## Start Working data
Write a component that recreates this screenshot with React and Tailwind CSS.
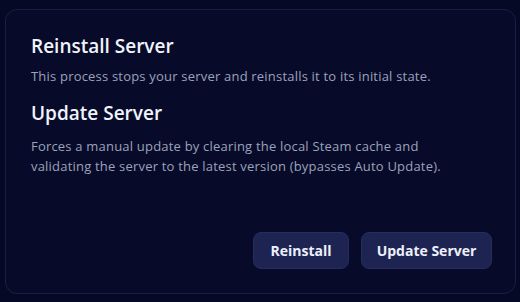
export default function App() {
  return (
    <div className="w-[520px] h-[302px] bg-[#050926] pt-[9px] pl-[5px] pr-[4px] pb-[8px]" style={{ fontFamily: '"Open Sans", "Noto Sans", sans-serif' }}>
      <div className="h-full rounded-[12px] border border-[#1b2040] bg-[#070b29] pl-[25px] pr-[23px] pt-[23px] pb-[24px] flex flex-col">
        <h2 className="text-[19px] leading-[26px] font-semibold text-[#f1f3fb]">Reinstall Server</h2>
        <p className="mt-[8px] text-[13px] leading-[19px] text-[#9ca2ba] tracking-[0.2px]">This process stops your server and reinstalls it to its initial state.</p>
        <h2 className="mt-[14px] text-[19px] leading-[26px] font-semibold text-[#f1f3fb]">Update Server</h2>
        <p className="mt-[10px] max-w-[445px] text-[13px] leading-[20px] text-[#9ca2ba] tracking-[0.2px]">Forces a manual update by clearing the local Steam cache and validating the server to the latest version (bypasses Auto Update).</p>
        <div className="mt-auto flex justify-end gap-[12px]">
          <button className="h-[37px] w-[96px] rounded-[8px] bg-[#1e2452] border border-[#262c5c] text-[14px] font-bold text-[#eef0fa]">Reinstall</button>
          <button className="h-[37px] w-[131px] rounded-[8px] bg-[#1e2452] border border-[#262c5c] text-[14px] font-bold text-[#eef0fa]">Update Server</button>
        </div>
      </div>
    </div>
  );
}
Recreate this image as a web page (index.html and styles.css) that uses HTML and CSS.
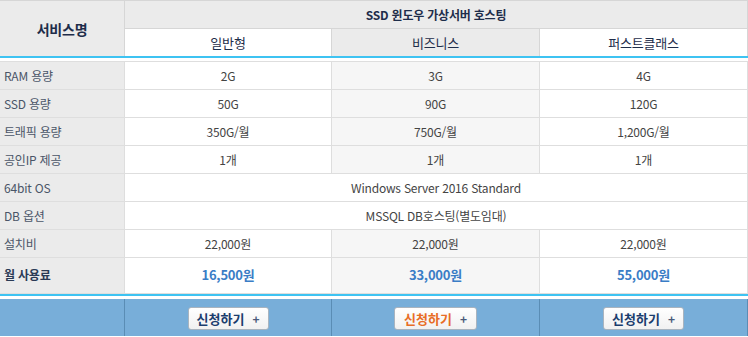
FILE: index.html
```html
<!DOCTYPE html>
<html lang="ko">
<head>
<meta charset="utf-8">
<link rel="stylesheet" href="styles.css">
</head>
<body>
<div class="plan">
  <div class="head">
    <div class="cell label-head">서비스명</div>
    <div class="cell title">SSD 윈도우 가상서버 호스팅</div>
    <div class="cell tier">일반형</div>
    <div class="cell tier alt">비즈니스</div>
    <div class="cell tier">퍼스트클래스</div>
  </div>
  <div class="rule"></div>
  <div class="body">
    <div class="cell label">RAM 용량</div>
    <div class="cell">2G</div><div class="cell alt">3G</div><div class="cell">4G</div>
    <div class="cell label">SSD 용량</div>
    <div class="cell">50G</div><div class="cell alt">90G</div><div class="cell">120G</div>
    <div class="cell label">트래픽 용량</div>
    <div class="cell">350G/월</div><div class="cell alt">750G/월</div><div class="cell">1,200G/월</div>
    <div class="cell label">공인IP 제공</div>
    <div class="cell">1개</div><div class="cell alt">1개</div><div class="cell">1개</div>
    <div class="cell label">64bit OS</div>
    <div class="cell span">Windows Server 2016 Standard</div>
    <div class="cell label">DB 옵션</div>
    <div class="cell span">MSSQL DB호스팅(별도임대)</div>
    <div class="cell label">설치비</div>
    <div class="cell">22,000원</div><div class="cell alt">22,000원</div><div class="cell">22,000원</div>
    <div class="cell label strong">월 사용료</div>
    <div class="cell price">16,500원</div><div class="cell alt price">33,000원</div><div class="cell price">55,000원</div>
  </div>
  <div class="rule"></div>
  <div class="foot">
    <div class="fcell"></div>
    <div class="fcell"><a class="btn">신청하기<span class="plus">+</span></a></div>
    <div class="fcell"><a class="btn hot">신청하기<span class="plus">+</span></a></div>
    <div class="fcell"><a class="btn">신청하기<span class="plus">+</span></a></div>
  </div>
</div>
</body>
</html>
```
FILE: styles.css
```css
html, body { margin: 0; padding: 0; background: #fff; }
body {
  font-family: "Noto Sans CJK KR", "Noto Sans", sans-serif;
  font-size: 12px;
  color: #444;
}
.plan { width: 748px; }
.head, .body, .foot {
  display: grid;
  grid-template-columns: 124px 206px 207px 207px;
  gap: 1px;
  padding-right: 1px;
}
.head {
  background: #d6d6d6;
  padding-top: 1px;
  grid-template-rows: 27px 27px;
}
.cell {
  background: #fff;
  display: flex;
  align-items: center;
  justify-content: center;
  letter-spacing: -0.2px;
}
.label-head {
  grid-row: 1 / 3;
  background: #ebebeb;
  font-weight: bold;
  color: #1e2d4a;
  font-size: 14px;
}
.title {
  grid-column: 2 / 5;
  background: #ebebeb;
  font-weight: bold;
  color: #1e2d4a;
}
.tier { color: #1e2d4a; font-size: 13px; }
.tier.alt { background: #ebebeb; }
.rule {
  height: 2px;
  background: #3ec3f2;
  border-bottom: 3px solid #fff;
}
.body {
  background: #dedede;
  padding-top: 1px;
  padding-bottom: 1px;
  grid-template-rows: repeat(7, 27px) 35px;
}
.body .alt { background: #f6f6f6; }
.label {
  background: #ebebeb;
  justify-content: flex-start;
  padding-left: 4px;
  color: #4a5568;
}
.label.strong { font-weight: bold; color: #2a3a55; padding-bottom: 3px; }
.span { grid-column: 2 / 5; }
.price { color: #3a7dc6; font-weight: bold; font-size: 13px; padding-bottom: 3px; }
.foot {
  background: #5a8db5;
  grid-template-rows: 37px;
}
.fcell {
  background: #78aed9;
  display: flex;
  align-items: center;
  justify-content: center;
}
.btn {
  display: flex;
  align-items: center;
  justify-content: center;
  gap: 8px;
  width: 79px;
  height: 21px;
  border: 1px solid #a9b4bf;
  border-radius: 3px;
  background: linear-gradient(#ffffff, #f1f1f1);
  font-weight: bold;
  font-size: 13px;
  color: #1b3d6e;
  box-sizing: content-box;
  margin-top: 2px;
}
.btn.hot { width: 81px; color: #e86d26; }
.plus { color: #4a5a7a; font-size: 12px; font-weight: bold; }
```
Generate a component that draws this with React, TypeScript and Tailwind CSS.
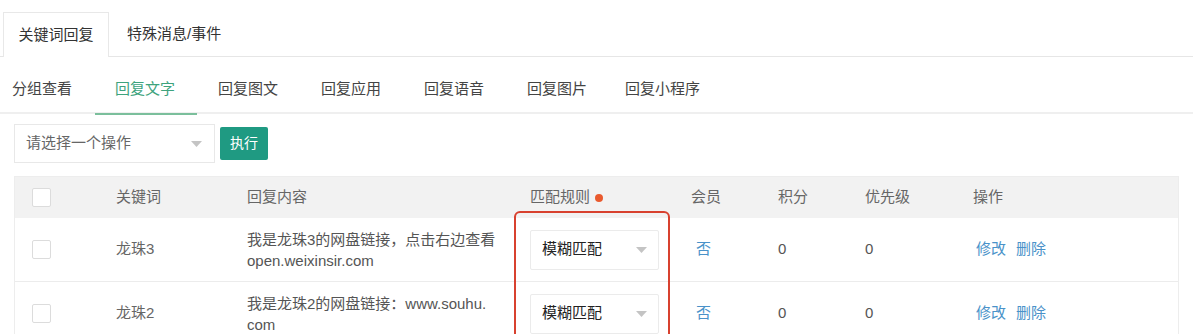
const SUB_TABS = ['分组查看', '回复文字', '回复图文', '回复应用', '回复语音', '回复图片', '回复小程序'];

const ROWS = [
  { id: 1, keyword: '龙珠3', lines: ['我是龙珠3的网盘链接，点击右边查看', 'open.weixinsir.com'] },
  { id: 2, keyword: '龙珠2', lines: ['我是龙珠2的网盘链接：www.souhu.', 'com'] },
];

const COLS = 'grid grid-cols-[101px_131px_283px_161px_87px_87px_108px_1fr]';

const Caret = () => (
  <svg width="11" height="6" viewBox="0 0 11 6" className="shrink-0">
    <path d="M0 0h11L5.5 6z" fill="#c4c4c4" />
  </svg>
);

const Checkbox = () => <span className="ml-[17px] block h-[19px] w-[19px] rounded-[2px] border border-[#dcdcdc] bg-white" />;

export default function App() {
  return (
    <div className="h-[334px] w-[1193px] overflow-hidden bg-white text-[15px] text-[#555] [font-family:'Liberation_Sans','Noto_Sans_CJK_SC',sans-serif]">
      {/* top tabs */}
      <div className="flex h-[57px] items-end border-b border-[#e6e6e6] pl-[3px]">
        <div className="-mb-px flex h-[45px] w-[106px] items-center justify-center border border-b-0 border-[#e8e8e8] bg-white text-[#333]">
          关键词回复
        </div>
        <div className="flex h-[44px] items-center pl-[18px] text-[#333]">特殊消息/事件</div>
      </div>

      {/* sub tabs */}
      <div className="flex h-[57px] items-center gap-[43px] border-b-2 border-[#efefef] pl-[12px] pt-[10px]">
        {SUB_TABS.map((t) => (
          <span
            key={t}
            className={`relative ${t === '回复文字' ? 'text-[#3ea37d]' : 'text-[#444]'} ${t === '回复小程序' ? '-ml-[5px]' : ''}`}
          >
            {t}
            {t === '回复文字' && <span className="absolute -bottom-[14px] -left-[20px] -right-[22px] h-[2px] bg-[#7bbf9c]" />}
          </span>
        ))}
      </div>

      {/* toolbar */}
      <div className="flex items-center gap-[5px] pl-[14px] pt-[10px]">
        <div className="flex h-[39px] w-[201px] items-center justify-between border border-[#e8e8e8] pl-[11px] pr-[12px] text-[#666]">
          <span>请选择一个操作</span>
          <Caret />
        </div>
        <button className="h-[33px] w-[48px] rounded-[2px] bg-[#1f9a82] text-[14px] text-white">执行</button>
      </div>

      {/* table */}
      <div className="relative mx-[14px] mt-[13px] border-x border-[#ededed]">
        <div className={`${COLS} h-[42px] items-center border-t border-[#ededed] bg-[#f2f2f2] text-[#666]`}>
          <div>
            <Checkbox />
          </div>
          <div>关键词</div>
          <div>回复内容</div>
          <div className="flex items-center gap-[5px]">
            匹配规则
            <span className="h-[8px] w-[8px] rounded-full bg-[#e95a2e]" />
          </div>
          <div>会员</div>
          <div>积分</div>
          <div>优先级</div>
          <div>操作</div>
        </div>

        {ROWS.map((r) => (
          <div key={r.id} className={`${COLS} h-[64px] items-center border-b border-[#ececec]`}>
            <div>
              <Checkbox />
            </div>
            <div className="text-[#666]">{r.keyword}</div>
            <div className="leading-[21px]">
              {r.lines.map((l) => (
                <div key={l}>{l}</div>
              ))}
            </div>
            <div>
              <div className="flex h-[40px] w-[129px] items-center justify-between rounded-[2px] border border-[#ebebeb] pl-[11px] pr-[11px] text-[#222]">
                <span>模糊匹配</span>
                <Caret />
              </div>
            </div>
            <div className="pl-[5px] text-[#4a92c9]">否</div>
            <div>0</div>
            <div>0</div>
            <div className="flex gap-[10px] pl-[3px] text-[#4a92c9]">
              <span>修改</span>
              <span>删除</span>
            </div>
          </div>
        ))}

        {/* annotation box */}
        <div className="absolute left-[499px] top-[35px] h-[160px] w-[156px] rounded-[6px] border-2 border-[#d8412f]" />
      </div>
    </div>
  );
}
## End Working data
→ The exercise
Show all lines above holding "with".

→ Result for this task
Write a component that recreates this screenshot with React and Tailwind CSS.
Generate a component that draws this with React, TypeScript and Tailwind CSS.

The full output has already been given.